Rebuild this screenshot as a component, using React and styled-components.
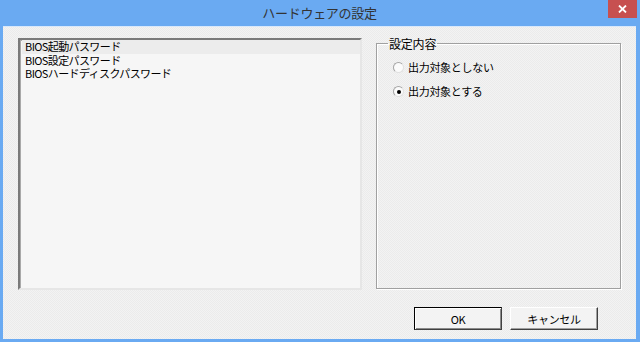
import styled, { createGlobalStyle } from "styled-components";

const GlobalStyle = createGlobalStyle`
	html, body {
		margin: 0;
		padding: 0;
		background: #6aaaf2;
	}

	body {
		font-family: "Noto Sans CJK JP", "Liberation Sans", sans-serif;
		font-size: 12px;
		color: #000000;
	}
`;

const Window = styled.div`
	width: 640px;
	height: 342px;
	display: flex;
	flex-direction: column;
	background: #6aaaf2;
	box-sizing: border-box;
	padding: 0 4px 3px 3px;
	overflow: hidden;
`;

const TitleBar = styled.div`
	height: 26px;
	flex: 0 0 26px;
	position: relative;
	display: flex;
	align-items: center;
	justify-content: center;

	.title {
		font-size: 13px;
		color: #333333;
		letter-spacing: -0.3px;
		margin-top: -2px;
	}
`;

const CloseButton = styled.div`
	position: absolute;
	top: 0;
	right: -1px;
	width: 29px;
	height: 18px;
	background: #c75050;
	display: flex;
	align-items: center;
	justify-content: center;
`;

const Body = styled.div`
	flex: 1 1 auto;
	display: flex;
	flex-direction: column;
	padding: 11px 15px 0 15px;
	box-sizing: border-box;
	background: repeating-conic-gradient(#f3f3f3 0 25%, #ebebeb 0 50%) 0 0 / 2px 2px;
	border-top: 1px solid #d8e8fb;
`;

const Main = styled.div`
	display: flex;
	gap: 14px;
	height: 252px;
`;

const ListBox = styled.div`
	width: 344px;
	box-sizing: border-box;
	background: #f6f6f6;
	border-style: solid;
	border-width: 2px;
	border-color: #7a7a7a #e6e6e6 #e6e6e6 #7a7a7a;
	box-shadow: inset 1px 1px 0 #a9a9a9;
	padding: 0 0 0 2px;
	display: flex;
	flex-direction: column;
`;

const ListItem = styled.div`
	height: 13.5px;
	line-height: 13.5px;
	padding-left: 3px;
	font-size: 11px;
	letter-spacing: -0.6px;
	white-space: nowrap;
	background: ${props => props.selected ? "#ececec" : "transparent"};
`;

const GroupBox = styled.fieldset`
	flex: 1 1 auto;
	margin: 0;
	padding: 11px 0 0 16px;
	border: 1px solid #a0a0a0;
	box-shadow: 1px 1px 0 #ffffff, inset 1px 1px 0 #ffffff;
	box-sizing: border-box;
	display: flex;
	flex-direction: column;
	gap: 11px;
	height: 252px;
	margin-top: -1px;

	legend {
		padding: 0 1px;
		margin-left: -5px;
		line-height: 13px;
		font-size: 12px;
		letter-spacing: -0.2px;
	}
`;

const RadioRow = styled.label`
	display: flex;
	align-items: center;
	gap: 4px;
	height: 13px;
	line-height: 13px;
	font-size: 11px;
	letter-spacing: -0.3px;
`;

const RadioCircle = styled.span`
	width: 11px;
	height: 11px;
	flex: 0 0 11px;
	box-sizing: border-box;
	border-radius: 50%;
	border: 1px solid #a5a5a5;
	border-right-color: #e0e0e0;
	border-bottom-color: #e0e0e0;
	background: #fbfbfb;
	display: flex;
	align-items: center;
	justify-content: center;

	&::after {
		content: "";
		width: 4px;
		height: 4px;
		border-radius: 50%;
		background: #000000;
		display: ${props => props.checked ? "block" : "none"};
	}
`;

const ButtonRow = styled.div`
	display: flex;
	justify-content: flex-end;
	gap: 8px;
	padding: 17px 23px 0 0;
`;

const Button = styled.div`
	width: 88px;
	height: 23px;
	box-sizing: border-box;
	display: flex;
	align-items: center;
	justify-content: center;
	background: #f3f3f3;
	border: 1px solid ${props => props.isDefault ? "#000000" : "#ffffff"};
	border-right-color: #404040;
	border-bottom-color: #404040;
	box-shadow: ${props => props.isDefault
		? "inset 1px 1px 0 #ffffff, inset -1px -1px 0 #8a8a8a"
		: "inset -1px -1px 0 #a0a0a0"};
	font-size: 11px;
	letter-spacing: -0.3px;
`;

const App = () => {
	return (
		<>
			<GlobalStyle/>
			<Window>
				<TitleBar>
					<span className={"title"}>ハードウェアの設定</span>
					<CloseButton>
						<svg width="9" height="8" viewBox="0 0 9 8">
							<path d="M1 0.5 L8 7.5 M8 0.5 L1 7.5" stroke="#ffffff" strokeWidth="1.8"/>
						</svg>
					</CloseButton>
				</TitleBar>
				<Body>
					<Main>
						<ListBox>
							<ListItem selected>BIOS起動パスワード</ListItem>
							<ListItem>BIOS設定パスワード</ListItem>
							<ListItem>BIOSハードディスクパスワード</ListItem>
						</ListBox>
						<GroupBox>
							<legend>設定内容</legend>
							<RadioRow><RadioCircle/>出力対象としない</RadioRow>
							<RadioRow><RadioCircle checked/>出力対象とする</RadioRow>
						</GroupBox>
					</Main>
					<ButtonRow>
						<Button isDefault>OK</Button>
						<Button>キャンセル</Button>
					</ButtonRow>
				</Body>
			</Window>
		</>
	);
};

export default App;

#### The request:
Reproduce the whole listing exactly, but not the images in it.

#### Answer to the exercise:
Rebuild this screenshot as a component, using React and styled-components.
import styled, { createGlobalStyle } from "styled-components";

const GlobalStyle = createGlobalStyle`
	html, body {
		margin: 0;
		padding: 0;
		background: #6aaaf2;
	}

	body {
		font-family: "Noto Sans CJK JP", "Liberation Sans", sans-serif;
		font-size: 12px;
		color: #000000;
	}
`;

const Window = styled.div`
	width: 640px;
	height: 342px;
	display: flex;
	flex-direction: column;
	background: #6aaaf2;
	box-sizing: border-box;
	padding: 0 4px 3px 3px;
	overflow: hidden;
`;

const TitleBar = styled.div`
	height: 26px;
	flex: 0 0 26px;
	position: relative;
	display: flex;
	align-items: center;
	justify-content: center;

	.title {
		font-size: 13px;
		color: #333333;
		letter-spacing: -0.3px;
		margin-top: -2px;
	}
`;

const CloseButton = styled.div`
	position: absolute;
	top: 0;
	right: -1px;
	width: 29px;
	height: 18px;
	background: #c75050;
	display: flex;
	align-items: center;
	justify-content: center;
`;

const Body = styled.div`
	flex: 1 1 auto;
	display: flex;
	flex-direction: column;
	padding: 11px 15px 0 15px;
	box-sizing: border-box;
	background: repeating-conic-gradient(#f3f3f3 0 25%, #ebebeb 0 50%) 0 0 / 2px 2px;
	border-top: 1px solid #d8e8fb;
`;

const Main = styled.div`
	display: flex;
	gap: 14px;
	height: 252px;
`;

const ListBox = styled.div`
	width: 344px;
	box-sizing: border-box;
	background: #f6f6f6;
	border-style: solid;
	border-width: 2px;
	border-color: #7a7a7a #e6e6e6 #e6e6e6 #7a7a7a;
	box-shadow: inset 1px 1px 0 #a9a9a9;
	padding: 0 0 0 2px;
	display: flex;
	flex-direction: column;
`;

const ListItem = styled.div`
	height: 13.5px;
	line-height: 13.5px;
	padding-left: 3px;
	font-size: 11px;
	letter-spacing: -0.6px;
	white-space: nowrap;
	background: ${props => props.selected ? "#ececec" : "transparent"};
`;

const GroupBox = styled.fieldset`
	flex: 1 1 auto;
	margin: 0;
	padding: 11px 0 0 16px;
	border: 1px solid #a0a0a0;
	box-shadow: 1px 1px 0 #ffffff, inset 1px 1px 0 #ffffff;
	box-sizing: border-box;
	display: flex;
	flex-direction: column;
	gap: 11px;
	height: 252px;
	margin-top: -1px;

	legend {
		padding: 0 1px;
		margin-left: -5px;
		line-height: 13px;
		font-size: 12px;
		letter-spacing: -0.2px;
	}
`;

const RadioRow = styled.label`
	display: flex;
	align-items: center;
	gap: 4px;
	height: 13px;
	line-height: 13px;
	font-size: 11px;
	letter-spacing: -0.3px;
`;

const RadioCircle = styled.span`
	width: 11px;
	height: 11px;
	flex: 0 0 11px;
	box-sizing: border-box;
	border-radius: 50%;
	border: 1px solid #a5a5a5;
	border-right-color: #e0e0e0;
	border-bottom-color: #e0e0e0;
	background: #fbfbfb;
	display: flex;
	align-items: center;
	justify-content: center;

	&::after {
		content: "";
		width: 4px;
		height: 4px;
		border-radius: 50%;
		background: #000000;
		display: ${props => props.checked ? "block" : "none"};
	}
`;

const ButtonRow = styled.div`
	display: flex;
	justify-content: flex-end;
	gap: 8px;
	padding: 17px 23px 0 0;
`;

const Button = styled.div`
	width: 88px;
	height: 23px;
	box-sizing: border-box;
	display: flex;
	align-items: center;
	justify-content: center;
	background: #f3f3f3;
	border: 1px solid ${props => props.isDefault ? "#000000" : "#ffffff"};
	border-right-color: #404040;
	border-bottom-color: #404040;
	box-shadow: ${props => props.isDefault
		? "inset 1px 1px 0 #ffffff, inset -1px -1px 0 #8a8a8a"
		: "inset -1px -1px 0 #a0a0a0"};
	font-size: 11px;
	letter-spacing: -0.3px;
`;

const App = () => {
	return (
		<>
			<GlobalStyle/>
			<Window>
				<TitleBar>
					<span className={"title"}>ハードウェアの設定</span>
					<CloseButton>
						<svg width="9" height="8" viewBox="0 0 9 8">
							<path d="M1 0.5 L8 7.5 M8 0.5 L1 7.5" stroke="#ffffff" strokeWidth="1.8"/>
						</svg>
					</CloseButton>
				</TitleBar>
				<Body>
					<Main>
						<ListBox>
							<ListItem selected>BIOS起動パスワード</ListItem>
							<ListItem>BIOS設定パスワード</ListItem>
							<ListItem>BIOSハードディスクパスワード</ListItem>
						</ListBox>
						<GroupBox>
							<legend>設定内容</legend>
							<RadioRow><RadioCircle/>出力対象としない</RadioRow>
							<RadioRow><RadioCircle checked/>出力対象とする</RadioRow>
						</GroupBox>
					</Main>
					<ButtonRow>
						<Button isDefault>OK</Button>
						<Button>キャンセル</Button>
					</ButtonRow>
				</Body>
			</Window>
		</>
	);
};

export default App;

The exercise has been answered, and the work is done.